§ The task
Leave out the pictures and copy everything else below exactly.

[Data section start]

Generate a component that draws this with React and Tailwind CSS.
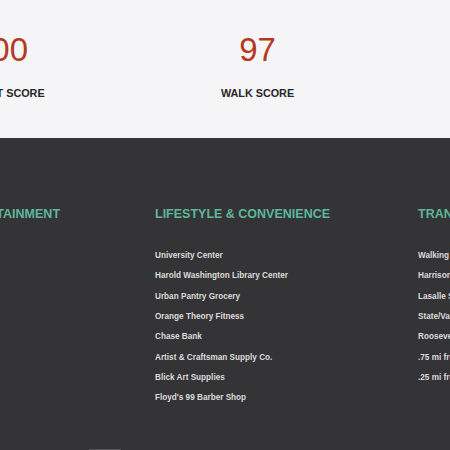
import React from 'react';

const scores = [
  { value: '100', label: 'TRANSIT SCORE' },
  { value: '97', label: 'WALK SCORE' },
  { value: '92', label: 'BIKE SCORE' },
];

const columns = [
  {
    title: 'ENTERTAINMENT',
    width: 'w-[201px]',
    items: [],
  },
  {
    title: 'LIFESTYLE & CONVENIENCE',
    width: 'w-[263px]',
    items: [
      'University Center',
      'Harold Washington Library Center',
      'Urban Pantry Grocery',
      'Orange Theory Fitness',
      'Chase Bank',
      'Artist & Craftsman Supply Co.',
      'Blick Art Supplies',
      "Floyd's 99 Barber Shop",
    ],
  },
  {
    title: 'TRANSPORTATION',
    width: 'w-[263px]',
    items: [
      'Walking distance to the Loop',
      'Harrison Red Line',
      'Lasalle St. Station',
      'State/Van Buren Brown Line',
      'Roosevelt Station',
      '.75 mi from Lake Shore Drive',
      '.25 mi from I-290',
    ],
  },
];

const App = () => {
  return (
    <div className="w-[450px] h-[450px] overflow-hidden bg-[#343335] font-['Liberation_Sans',Arial,sans-serif]">
      {/* scores strip */}
      <div className="h-[138px] bg-[#f5f5f7] pt-[33px]">
        <div className="ml-[-128px] grid w-[771px] grid-cols-3">
          {scores.map((s) => (
            <div key={s.label} className="flex flex-col items-center">
              <span className="text-[33px] leading-[34px] text-[#b5391f]">{s.value}</span>
              <span className="mt-[19px] text-[10.8px] font-bold leading-[14px] text-[#262626]">{s.label}</span>
            </div>
          ))}
        </div>
      </div>

      {/* neighborhood lists */}
      <div className="pt-[68px]">
        <div className="ml-[-46px] flex w-[727px]">
          {columns.map((col) => (
            <div key={col.title} className={`flex shrink-0 flex-col ${col.width}`}>
              <h3 className="whitespace-nowrap text-[12.5px] font-bold leading-[16px] text-[#5db79c]">{col.title}</h3>
              <ul className="mt-[24px] flex flex-col">
                {col.items.map((item) => (
                  <li key={item} className="whitespace-nowrap text-[8.2px] font-bold leading-[20.35px] text-[#dcdcdc]">
                    {item}
                  </li>
                ))}
              </ul>
            </div>
          ))}
        </div>
      </div>

      <div className="ml-[89px] mt-[40px] h-[4px] w-[32px] bg-[#555457]" />
    </div>
  );
};

export default App;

[Data section end]

§ Response
Generate a component that draws this with React and Tailwind CSS.
import React from 'react';

const scores = [
  { value: '100', label: 'TRANSIT SCORE' },
  { value: '97', label: 'WALK SCORE' },
  { value: '92', label: 'BIKE SCORE' },
];

const columns = [
  {
    title: 'ENTERTAINMENT',
    width: 'w-[201px]',
    items: [],
  },
  {
    title: 'LIFESTYLE & CONVENIENCE',
    width: 'w-[263px]',
    items: [
      'University Center',
      'Harold Washington Library Center',
      'Urban Pantry Grocery',
      'Orange Theory Fitness',
      'Chase Bank',
      'Artist & Craftsman Supply Co.',
      'Blick Art Supplies',
      "Floyd's 99 Barber Shop",
    ],
  },
  {
    title: 'TRANSPORTATION',
    width: 'w-[263px]',
    items: [
      'Walking distance to the Loop',
      'Harrison Red Line',
      'Lasalle St. Station',
      'State/Van Buren Brown Line',
      'Roosevelt Station',
      '.75 mi from Lake Shore Drive',
      '.25 mi from I-290',
    ],
  },
];

const App = () => {
  return (
    <div className="w-[450px] h-[450px] overflow-hidden bg-[#343335] font-['Liberation_Sans',Arial,sans-serif]">
      {/* scores strip */}
      <div className="h-[138px] bg-[#f5f5f7] pt-[33px]">
        <div className="ml-[-128px] grid w-[771px] grid-cols-3">
          {scores.map((s) => (
            <div key={s.label} className="flex flex-col items-center">
              <span className="text-[33px] leading-[34px] text-[#b5391f]">{s.value}</span>
              <span className="mt-[19px] text-[10.8px] font-bold leading-[14px] text-[#262626]">{s.label}</span>
            </div>
          ))}
        </div>
      </div>

      {/* neighborhood lists */}
      <div className="pt-[68px]">
        <div className="ml-[-46px] flex w-[727px]">
          {columns.map((col) => (
            <div key={col.title} className={`flex shrink-0 flex-col ${col.width}`}>
              <h3 className="whitespace-nowrap text-[12.5px] font-bold leading-[16px] text-[#5db79c]">{col.title}</h3>
              <ul className="mt-[24px] flex flex-col">
                {col.items.map((item) => (
                  <li key={item} className="whitespace-nowrap text-[8.2px] font-bold leading-[20.35px] text-[#dcdcdc]">
                    {item}
                  </li>
                ))}
              </ul>
            </div>
          ))}
        </div>
      </div>

      <div className="ml-[89px] mt-[40px] h-[4px] w-[32px] bg-[#555457]" />
    </div>
  );
};

export default App;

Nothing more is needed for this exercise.